— begin Record list —

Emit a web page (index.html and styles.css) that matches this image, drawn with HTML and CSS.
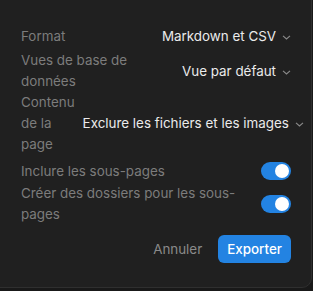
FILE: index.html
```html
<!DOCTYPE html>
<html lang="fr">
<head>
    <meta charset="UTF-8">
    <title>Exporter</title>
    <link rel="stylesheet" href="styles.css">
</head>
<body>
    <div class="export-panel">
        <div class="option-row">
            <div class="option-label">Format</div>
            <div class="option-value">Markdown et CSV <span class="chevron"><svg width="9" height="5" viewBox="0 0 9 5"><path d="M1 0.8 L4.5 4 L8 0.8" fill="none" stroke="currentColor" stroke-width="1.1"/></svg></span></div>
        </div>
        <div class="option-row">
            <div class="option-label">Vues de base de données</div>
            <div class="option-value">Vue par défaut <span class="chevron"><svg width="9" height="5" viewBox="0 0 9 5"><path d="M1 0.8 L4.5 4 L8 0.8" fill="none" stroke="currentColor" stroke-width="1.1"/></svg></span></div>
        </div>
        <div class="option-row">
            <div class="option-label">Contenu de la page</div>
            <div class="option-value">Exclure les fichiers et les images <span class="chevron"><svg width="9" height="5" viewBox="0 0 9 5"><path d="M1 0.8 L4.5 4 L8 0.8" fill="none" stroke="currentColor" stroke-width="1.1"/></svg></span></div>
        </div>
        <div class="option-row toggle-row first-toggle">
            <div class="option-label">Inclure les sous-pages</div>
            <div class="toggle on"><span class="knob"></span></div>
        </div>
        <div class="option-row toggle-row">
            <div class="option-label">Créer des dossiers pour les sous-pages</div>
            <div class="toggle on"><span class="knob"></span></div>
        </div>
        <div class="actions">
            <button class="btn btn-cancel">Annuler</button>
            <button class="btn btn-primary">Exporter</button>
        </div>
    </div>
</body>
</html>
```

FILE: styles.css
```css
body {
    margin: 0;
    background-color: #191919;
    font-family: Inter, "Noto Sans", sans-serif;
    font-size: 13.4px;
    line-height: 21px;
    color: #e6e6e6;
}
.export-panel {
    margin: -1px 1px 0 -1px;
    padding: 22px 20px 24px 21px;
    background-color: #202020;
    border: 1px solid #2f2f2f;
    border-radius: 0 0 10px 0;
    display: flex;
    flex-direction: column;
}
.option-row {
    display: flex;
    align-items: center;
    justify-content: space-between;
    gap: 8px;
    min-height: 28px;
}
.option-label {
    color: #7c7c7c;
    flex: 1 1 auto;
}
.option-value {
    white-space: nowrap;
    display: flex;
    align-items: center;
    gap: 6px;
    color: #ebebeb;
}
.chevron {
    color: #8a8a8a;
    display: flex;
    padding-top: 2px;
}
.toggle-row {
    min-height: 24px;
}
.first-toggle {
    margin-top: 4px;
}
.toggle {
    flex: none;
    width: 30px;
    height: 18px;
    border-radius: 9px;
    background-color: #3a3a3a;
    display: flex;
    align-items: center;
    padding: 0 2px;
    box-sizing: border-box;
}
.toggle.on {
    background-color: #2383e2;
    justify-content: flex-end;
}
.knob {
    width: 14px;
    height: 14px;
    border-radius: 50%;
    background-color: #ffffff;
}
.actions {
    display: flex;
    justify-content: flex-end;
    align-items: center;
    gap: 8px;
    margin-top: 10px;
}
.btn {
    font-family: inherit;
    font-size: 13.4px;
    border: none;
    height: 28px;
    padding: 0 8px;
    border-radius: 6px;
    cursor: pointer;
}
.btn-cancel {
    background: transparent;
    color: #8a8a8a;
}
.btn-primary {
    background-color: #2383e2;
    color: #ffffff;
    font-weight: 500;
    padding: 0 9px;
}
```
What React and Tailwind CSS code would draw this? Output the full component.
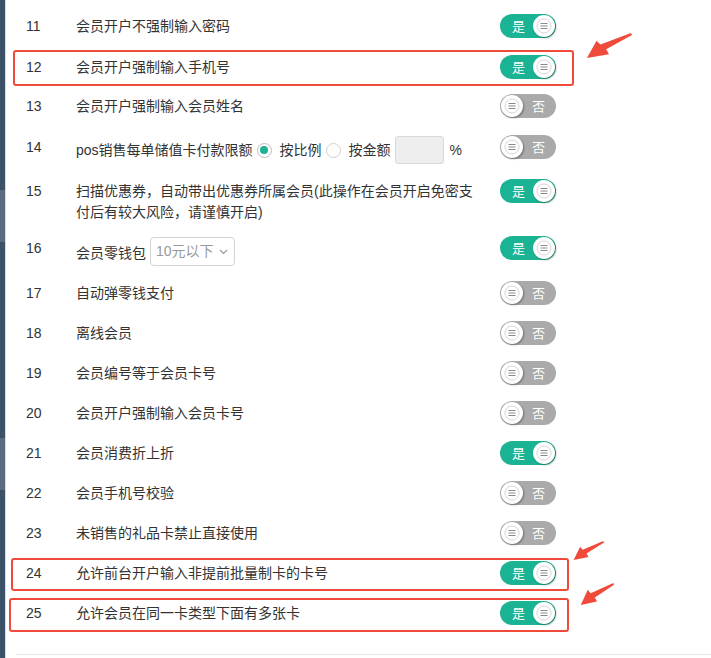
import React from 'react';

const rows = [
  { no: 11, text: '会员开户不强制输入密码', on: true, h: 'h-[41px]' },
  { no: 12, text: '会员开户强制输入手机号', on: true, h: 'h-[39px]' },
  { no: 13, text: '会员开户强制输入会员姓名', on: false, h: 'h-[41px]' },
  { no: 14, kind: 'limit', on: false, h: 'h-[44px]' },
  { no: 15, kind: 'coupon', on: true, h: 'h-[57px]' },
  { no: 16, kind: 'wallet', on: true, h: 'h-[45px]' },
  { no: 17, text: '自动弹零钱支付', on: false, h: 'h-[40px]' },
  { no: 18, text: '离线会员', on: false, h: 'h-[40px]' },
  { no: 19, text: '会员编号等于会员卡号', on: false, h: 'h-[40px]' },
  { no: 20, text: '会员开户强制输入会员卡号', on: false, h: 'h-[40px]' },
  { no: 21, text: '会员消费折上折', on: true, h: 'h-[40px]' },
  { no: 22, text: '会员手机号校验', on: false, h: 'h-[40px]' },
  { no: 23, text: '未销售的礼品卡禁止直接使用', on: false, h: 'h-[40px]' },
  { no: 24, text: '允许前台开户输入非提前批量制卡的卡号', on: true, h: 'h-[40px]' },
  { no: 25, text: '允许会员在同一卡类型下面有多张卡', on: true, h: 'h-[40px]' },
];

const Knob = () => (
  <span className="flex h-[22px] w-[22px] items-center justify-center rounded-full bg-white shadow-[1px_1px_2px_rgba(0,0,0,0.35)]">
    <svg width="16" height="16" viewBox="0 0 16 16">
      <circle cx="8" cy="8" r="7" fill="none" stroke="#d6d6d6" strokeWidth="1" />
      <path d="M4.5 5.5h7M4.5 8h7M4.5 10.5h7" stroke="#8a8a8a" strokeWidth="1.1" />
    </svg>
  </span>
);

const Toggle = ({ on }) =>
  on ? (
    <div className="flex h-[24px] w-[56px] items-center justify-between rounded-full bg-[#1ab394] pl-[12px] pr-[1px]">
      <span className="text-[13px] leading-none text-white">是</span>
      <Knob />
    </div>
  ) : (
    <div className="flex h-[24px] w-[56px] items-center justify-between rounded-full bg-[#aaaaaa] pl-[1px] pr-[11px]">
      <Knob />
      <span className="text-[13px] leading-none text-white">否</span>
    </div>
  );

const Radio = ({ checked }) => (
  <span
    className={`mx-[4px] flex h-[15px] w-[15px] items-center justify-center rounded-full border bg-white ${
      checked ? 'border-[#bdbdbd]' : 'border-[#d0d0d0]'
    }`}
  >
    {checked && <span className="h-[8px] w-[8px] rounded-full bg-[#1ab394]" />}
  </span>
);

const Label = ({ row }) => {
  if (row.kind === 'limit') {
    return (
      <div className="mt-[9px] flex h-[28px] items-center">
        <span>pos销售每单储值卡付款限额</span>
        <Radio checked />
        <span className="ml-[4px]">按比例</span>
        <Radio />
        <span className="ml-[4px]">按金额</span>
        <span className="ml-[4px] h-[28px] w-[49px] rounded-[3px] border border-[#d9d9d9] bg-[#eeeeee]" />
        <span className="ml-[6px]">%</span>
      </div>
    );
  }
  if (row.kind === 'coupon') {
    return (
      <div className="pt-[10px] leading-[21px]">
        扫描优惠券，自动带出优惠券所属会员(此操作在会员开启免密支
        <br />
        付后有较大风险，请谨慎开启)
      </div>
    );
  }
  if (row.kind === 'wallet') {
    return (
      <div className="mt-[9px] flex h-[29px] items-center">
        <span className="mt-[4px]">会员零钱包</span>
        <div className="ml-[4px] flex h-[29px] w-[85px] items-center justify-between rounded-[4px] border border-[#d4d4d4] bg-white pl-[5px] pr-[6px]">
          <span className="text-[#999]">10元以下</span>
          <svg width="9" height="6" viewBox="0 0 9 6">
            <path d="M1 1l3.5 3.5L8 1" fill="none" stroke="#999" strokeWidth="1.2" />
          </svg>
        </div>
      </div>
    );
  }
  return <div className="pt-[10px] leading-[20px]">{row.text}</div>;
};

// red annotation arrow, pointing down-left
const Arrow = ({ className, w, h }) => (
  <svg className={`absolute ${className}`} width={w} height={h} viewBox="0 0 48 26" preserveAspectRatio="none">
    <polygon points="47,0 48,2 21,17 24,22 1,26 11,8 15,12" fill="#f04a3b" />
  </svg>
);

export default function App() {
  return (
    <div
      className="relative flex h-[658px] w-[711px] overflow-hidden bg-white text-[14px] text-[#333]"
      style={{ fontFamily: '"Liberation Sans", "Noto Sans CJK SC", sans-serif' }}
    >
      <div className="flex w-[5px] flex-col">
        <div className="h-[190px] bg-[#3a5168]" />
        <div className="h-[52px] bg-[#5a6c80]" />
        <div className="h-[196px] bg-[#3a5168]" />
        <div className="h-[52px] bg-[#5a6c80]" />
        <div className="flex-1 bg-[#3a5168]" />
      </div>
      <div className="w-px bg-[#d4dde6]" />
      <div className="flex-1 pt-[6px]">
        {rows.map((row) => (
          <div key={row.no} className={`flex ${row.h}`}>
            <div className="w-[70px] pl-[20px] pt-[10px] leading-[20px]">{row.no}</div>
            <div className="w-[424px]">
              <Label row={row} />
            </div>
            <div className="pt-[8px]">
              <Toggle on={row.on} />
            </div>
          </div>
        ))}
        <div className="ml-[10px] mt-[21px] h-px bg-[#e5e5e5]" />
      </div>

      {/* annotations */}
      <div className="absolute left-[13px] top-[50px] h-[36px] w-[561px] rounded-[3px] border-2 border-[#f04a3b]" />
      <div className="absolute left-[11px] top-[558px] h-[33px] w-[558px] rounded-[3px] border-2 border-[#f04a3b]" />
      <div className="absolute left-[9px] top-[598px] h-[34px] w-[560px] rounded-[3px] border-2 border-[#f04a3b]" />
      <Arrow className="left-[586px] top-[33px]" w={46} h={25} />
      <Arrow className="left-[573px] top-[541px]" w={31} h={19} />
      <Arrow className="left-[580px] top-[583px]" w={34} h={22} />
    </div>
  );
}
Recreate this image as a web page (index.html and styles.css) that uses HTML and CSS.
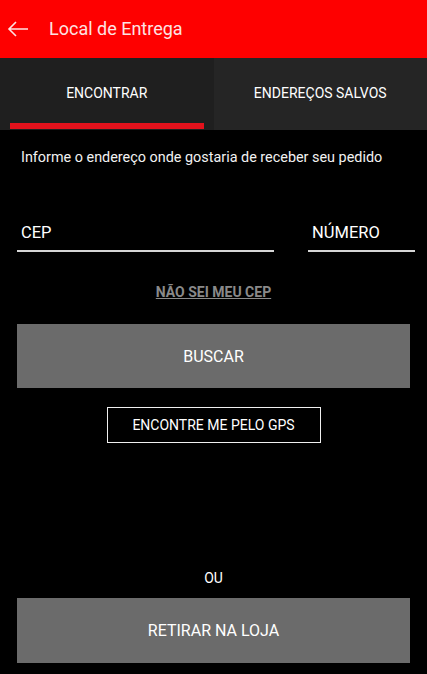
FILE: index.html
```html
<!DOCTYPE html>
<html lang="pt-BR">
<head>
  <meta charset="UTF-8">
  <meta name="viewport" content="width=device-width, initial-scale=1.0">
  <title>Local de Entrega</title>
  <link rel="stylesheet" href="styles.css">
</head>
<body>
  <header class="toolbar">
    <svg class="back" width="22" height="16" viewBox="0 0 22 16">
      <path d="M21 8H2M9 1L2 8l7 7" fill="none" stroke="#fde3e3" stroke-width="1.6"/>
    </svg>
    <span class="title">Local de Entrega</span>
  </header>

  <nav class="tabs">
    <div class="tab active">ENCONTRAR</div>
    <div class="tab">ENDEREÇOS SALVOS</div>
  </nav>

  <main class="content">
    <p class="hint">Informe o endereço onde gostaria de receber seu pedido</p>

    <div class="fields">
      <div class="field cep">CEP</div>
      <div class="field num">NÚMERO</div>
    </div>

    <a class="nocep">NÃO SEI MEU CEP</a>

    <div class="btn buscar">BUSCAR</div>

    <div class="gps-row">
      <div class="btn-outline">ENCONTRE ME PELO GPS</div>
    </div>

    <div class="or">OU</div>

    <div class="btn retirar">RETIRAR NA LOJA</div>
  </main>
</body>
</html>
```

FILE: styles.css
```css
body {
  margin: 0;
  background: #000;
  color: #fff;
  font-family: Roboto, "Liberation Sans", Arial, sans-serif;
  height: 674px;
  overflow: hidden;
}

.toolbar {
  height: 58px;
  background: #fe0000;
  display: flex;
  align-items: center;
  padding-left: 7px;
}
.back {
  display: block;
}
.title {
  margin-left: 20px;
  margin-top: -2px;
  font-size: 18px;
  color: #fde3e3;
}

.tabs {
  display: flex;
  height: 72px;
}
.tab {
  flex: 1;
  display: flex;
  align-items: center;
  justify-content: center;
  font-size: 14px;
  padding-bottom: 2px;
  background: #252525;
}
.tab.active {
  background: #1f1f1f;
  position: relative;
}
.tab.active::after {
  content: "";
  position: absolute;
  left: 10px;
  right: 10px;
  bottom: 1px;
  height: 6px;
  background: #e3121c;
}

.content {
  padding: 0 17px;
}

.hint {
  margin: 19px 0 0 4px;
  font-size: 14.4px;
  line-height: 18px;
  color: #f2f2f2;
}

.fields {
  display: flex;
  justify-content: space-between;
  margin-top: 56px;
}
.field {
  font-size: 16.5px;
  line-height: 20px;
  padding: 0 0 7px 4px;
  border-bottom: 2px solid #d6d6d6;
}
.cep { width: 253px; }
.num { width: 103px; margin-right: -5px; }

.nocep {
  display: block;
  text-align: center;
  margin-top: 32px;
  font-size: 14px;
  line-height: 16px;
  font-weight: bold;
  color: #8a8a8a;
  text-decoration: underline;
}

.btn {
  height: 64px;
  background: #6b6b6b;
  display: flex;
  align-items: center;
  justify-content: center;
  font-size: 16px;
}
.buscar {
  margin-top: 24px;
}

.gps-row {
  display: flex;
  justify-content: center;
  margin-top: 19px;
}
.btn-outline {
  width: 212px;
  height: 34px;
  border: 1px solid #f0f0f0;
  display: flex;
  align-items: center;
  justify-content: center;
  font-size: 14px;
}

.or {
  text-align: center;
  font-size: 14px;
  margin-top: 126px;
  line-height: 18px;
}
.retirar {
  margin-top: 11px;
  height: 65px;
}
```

— end Record list —

(Task requirements): Pull every line containing "styles" out of the data above.

(Correct response):
Emit a web page (index.html and styles.css) that matches this image, drawn with HTML and CSS.
    <link rel="stylesheet" href="styles.css">
FILE: styles.css
Recreate this image as a web page (index.html and styles.css) that uses HTML and CSS.
  <link rel="stylesheet" href="styles.css">
FILE: styles.css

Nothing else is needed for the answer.